Not to be facetious, but with reading, speaking and writing on the decline, we may have a bit of an issue on our hands. It's not the economy, dumbo. It's the culture that's the story, our submissiveness to cyber-world dictates and wherever they choose to lead us.

Some parents try to limit handheld device time for themselves and their kids to half a day or so. But there are no new Luddites out there and few slow-down advocates either. Most of our politicians are mum on the subject. They take a laissez-techno-faire attitude.

To suggest, as some have, that we are doubling down on dumbing down with our digital fixations is excessive. Internet technologies bring a myriad of advantages, putting all the world's libraries at our fingertips. It can't be that we are witnessing the shallowing of the modern mind.

But the digital revolution can hardly be said to be inducing a climate of erudition either. On Saturday, Ian Brown reported in this paper on how our history is now being taught and distorted – gamed, you might say – by video games.

Despite all the viewpoints that have become readily accessible, new technologies are being found to reinforce prejudice. Our website warriors can find a ton of material to confirm their beliefs. They find comfort in their echo chambers.

And, strangely enough, the opinion-saturated Internet world leaves little room for nuance. Everyone has access to a soapbox, and in the cacophonous din, only the loudest shouters are heard. There used to be filters to separate the wheat from the chaff.

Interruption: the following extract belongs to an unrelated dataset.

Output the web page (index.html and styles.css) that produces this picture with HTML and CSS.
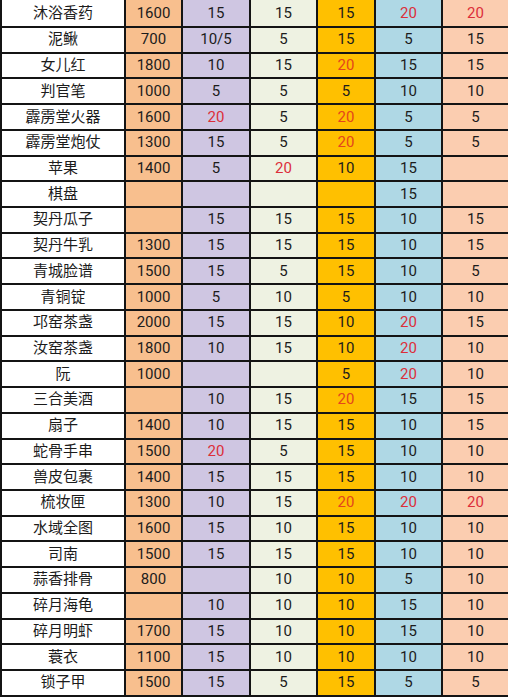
FILE: index.html
```html
<!DOCTYPE html>
<html lang="zh">
<head>
<meta charset="utf-8">
<link rel="stylesheet" href="styles.css">
<title>表</title>
</head>
<body>
<div class="sheet">
<div class="c n">沐浴香药</div><div class="c p">1600</div><div class="c a">15</div><div class="c b">15</div><div class="c g">15</div><div class="c l hi">20</div><div class="c e hi">20</div>
<div class="c n">泥鳅</div><div class="c p">700</div><div class="c a">10/5</div><div class="c b">5</div><div class="c g">15</div><div class="c l">5</div><div class="c e">15</div>
<div class="c n">女儿红</div><div class="c p">1800</div><div class="c a">10</div><div class="c b">15</div><div class="c g hi">20</div><div class="c l">15</div><div class="c e">15</div>
<div class="c n">判官笔</div><div class="c p">1000</div><div class="c a">5</div><div class="c b">5</div><div class="c g">5</div><div class="c l">10</div><div class="c e">10</div>
<div class="c n">霹雳堂火器</div><div class="c p">1600</div><div class="c a hi">20</div><div class="c b">5</div><div class="c g hi">20</div><div class="c l">5</div><div class="c e">5</div>
<div class="c n">霹雳堂炮仗</div><div class="c p">1300</div><div class="c a">15</div><div class="c b">5</div><div class="c g hi">20</div><div class="c l">5</div><div class="c e">5</div>
<div class="c n">苹果</div><div class="c p">1400</div><div class="c a">5</div><div class="c b hi">20</div><div class="c g">10</div><div class="c l">15</div><div class="c e"></div>
<div class="c n">棋盘</div><div class="c p"></div><div class="c a"></div><div class="c b"></div><div class="c g"></div><div class="c l">15</div><div class="c e"></div>
<div class="c n">契丹瓜子</div><div class="c p"></div><div class="c a">15</div><div class="c b">15</div><div class="c g">15</div><div class="c l">10</div><div class="c e">15</div>
<div class="c n">契丹牛乳</div><div class="c p">1300</div><div class="c a">15</div><div class="c b">15</div><div class="c g">15</div><div class="c l">10</div><div class="c e">15</div>
<div class="c n">青城脸谱</div><div class="c p">1500</div><div class="c a">15</div><div class="c b">5</div><div class="c g">15</div><div class="c l">10</div><div class="c e">5</div>
<div class="c n">青铜锭</div><div class="c p">1000</div><div class="c a">5</div><div class="c b">10</div><div class="c g">5</div><div class="c l">10</div><div class="c e">10</div>
<div class="c n">邛窑茶盏</div><div class="c p">2000</div><div class="c a">15</div><div class="c b">15</div><div class="c g">10</div><div class="c l hi">20</div><div class="c e">15</div>
<div class="c n">汝窑茶盏</div><div class="c p">1800</div><div class="c a">10</div><div class="c b">15</div><div class="c g">10</div><div class="c l hi">20</div><div class="c e">10</div>
<div class="c n">阮</div><div class="c p">1000</div><div class="c a"></div><div class="c b"></div><div class="c g">5</div><div class="c l hi">20</div><div class="c e">10</div>
<div class="c n">三合美酒</div><div class="c p"></div><div class="c a">10</div><div class="c b">15</div><div class="c g hi">20</div><div class="c l">15</div><div class="c e">15</div>
<div class="c n">扇子</div><div class="c p">1400</div><div class="c a">10</div><div class="c b">15</div><div class="c g">15</div><div class="c l">10</div><div class="c e">15</div>
<div class="c n">蛇骨手串</div><div class="c p">1500</div><div class="c a hi">20</div><div class="c b">5</div><div class="c g">15</div><div class="c l">10</div><div class="c e">10</div>
<div class="c n">兽皮包裹</div><div class="c p">1400</div><div class="c a">15</div><div class="c b">15</div><div class="c g">15</div><div class="c l">10</div><div class="c e">10</div>
<div class="c n">梳妆匣</div><div class="c p">1300</div><div class="c a">10</div><div class="c b">15</div><div class="c g hi">20</div><div class="c l hi">20</div><div class="c e hi">20</div>
<div class="c n">水域全图</div><div class="c p">1600</div><div class="c a">15</div><div class="c b">10</div><div class="c g">15</div><div class="c l">10</div><div class="c e">10</div>
<div class="c n">司南</div><div class="c p">1500</div><div class="c a">15</div><div class="c b">15</div><div class="c g">15</div><div class="c l">10</div><div class="c e">10</div>
<div class="c n">蒜香排骨</div><div class="c p">800</div><div class="c a"></div><div class="c b">10</div><div class="c g">10</div><div class="c l">5</div><div class="c e">10</div>
<div class="c n">碎月海龟</div><div class="c p"></div><div class="c a">10</div><div class="c b">10</div><div class="c g">10</div><div class="c l">15</div><div class="c e">10</div>
<div class="c n">碎月明虾</div><div class="c p">1700</div><div class="c a">15</div><div class="c b">10</div><div class="c g">10</div><div class="c l">15</div><div class="c e">10</div>
<div class="c n">蓑衣</div><div class="c p">1100</div><div class="c a">15</div><div class="c b">10</div><div class="c g">10</div><div class="c l">10</div><div class="c e">10</div>
<div class="c n">锁子甲</div><div class="c p">1500</div><div class="c a">15</div><div class="c b">5</div><div class="c g">15</div><div class="c l">5</div><div class="c e">5</div>
</div>
</body>
</html>
```

FILE: styles.css
```css
html, body {
  margin: 0;
  padding: 0;
  background: #ffffff;
  overflow: hidden;
}

.sheet {
  display: grid;
  grid-template-columns: 122px 55px 66px 65px 56px 65px 65px;
  grid-template-rows: 26px repeat(26, 23.73px);
  gap: 2px;
  padding: 0 0 2px 2px;
  width: 506px;
  background: #141414;
  font-family: Roboto, "Noto Sans CJK SC", sans-serif;
  font-size: 15px;
  color: #1c1c1c;
}

.c {
  display: flex;
  align-items: center;
  justify-content: center;
  line-height: 1;
  white-space: nowrap;
}

.n { background: #ffffff; }
.p { background: #f8bf8e; }
.a { background: #cfc6e2; }
.b { background: #eef2e2; }
.g { background: #ffc000; }
.l { background: #afd8e5; }
.e { background: #fbcdb0; }

.hi { color: #dc2f3a; }
.g.hi { color: #e4461c; }
```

Now that many of the filters have been removed – for example, allowing online posters to peddle their vitriol anonymously – the way is left clear for cyberbullies. You get what John Manley has called "a culture of name, blame and shame."

Exhibit A is the world's cultural trailblazer, the United States. The debate there has become more polarized and poisonous than ever before. Viewers have moved away from the more moderate-minded CNN to Fox News ranters on the right and MSNBC ranters on the left.

Here in Canada, there's a debate over whether the CRTC should give the staunchly conservative Sun News Network more prominent placement on the TV dial to increase its audience. Do that, some say, and provide for a Canadian equivalent of MSNBC on the left. But unless we want a media environment like the United States, we don't need that. What we need is more debate on the reckoning – where the digital revolution is taking us and what, if anything, can be done to harness it.

In the game of humans, nature and machines, let not machines be the winner.